My complaint, if there is any, is that he undervalues the work of geneticists, biologists, and sociometricians, seeking apparently to find a causation that cannot be reduced to a series of pragmatic choices taken in a dramatically changing ecosystem or evolutionary responses to local conditions.  Fair enough, and as far as it goes, I agree.  Imagination, wherever and whenever it sprang into being, fits badly into the kind of steady-state hypothesizing of the harder sciences when it comes to how human society has evolved.  But to dismiss them as irrelevant in the face of an unverifiable and untestable proposition like Race Memory is to indulge in much the same kind of reductionist polemic that has handed us the autocratic theologies of “recorded history.”

Once Thompson moves out of the speculative field of, say, 8,000 B.C.E. and older and into the period wherein we have records, his attack on cherished paradigms acquires heft and momentum and the charm of the outsider.  (His mention, however, of Erich von Daniken threatens to undo the quite solid examination of the nature of “ancient” civilizations.)  It is easy enough to see, if we choose to step out of our own prejudices, how the march of civilization has been one of privileging male concerns and desires over the female and diminishing any attempt at egalitarianism in the name of power acquisition.  The justification of the powerful is and probably has always been that they are powerful, and therefore it is “natural” that they command.  Alternative scenarios suffer derision or oxygen deprivation until a civilization is old enough that the initial thrill and charm of conquest and dominance fades and more abstruse concerns acquire potency.

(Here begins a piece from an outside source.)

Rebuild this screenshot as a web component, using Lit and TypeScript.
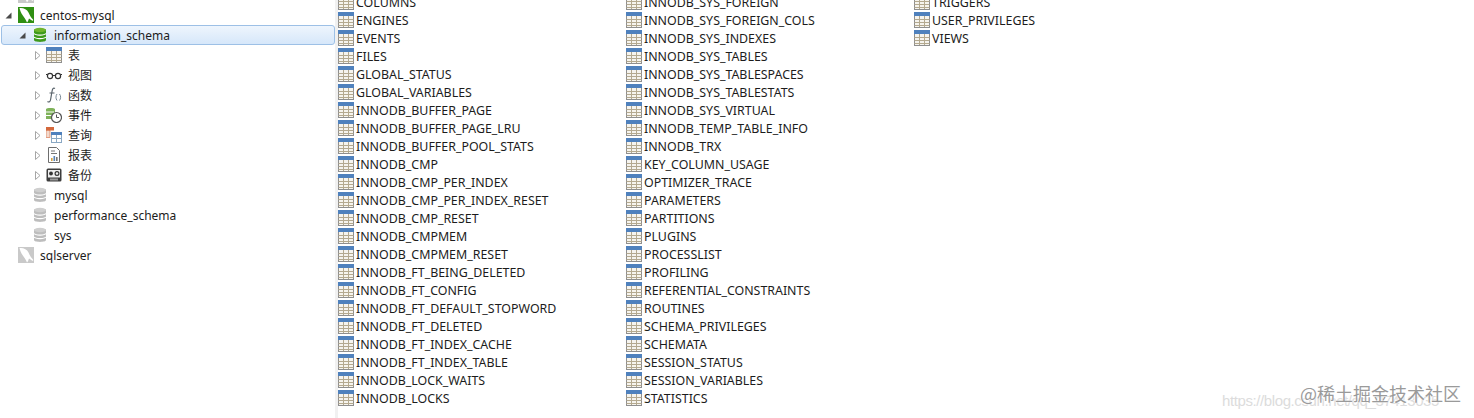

But the value of The Time Falling Bodies Take To Light  may be in its relentless evocation of institutional religion as a negation of the spiritual, as if to say that since we gave up any kind of natural and sane attitude toward sexuality and ignored the latent meaning in our mythologies we have been engaged in an ongoing and evermore destructive program to capture god in a bottle and settle once and for all what it is we are and should be.  When one looks around at the religious contention today, it is difficult if not impossible to say it is not all about men being in charge and women being property.  Here and there, from time to time, we hear a faint voice of reason crying out that this is a truly stupid thing to kill each other over.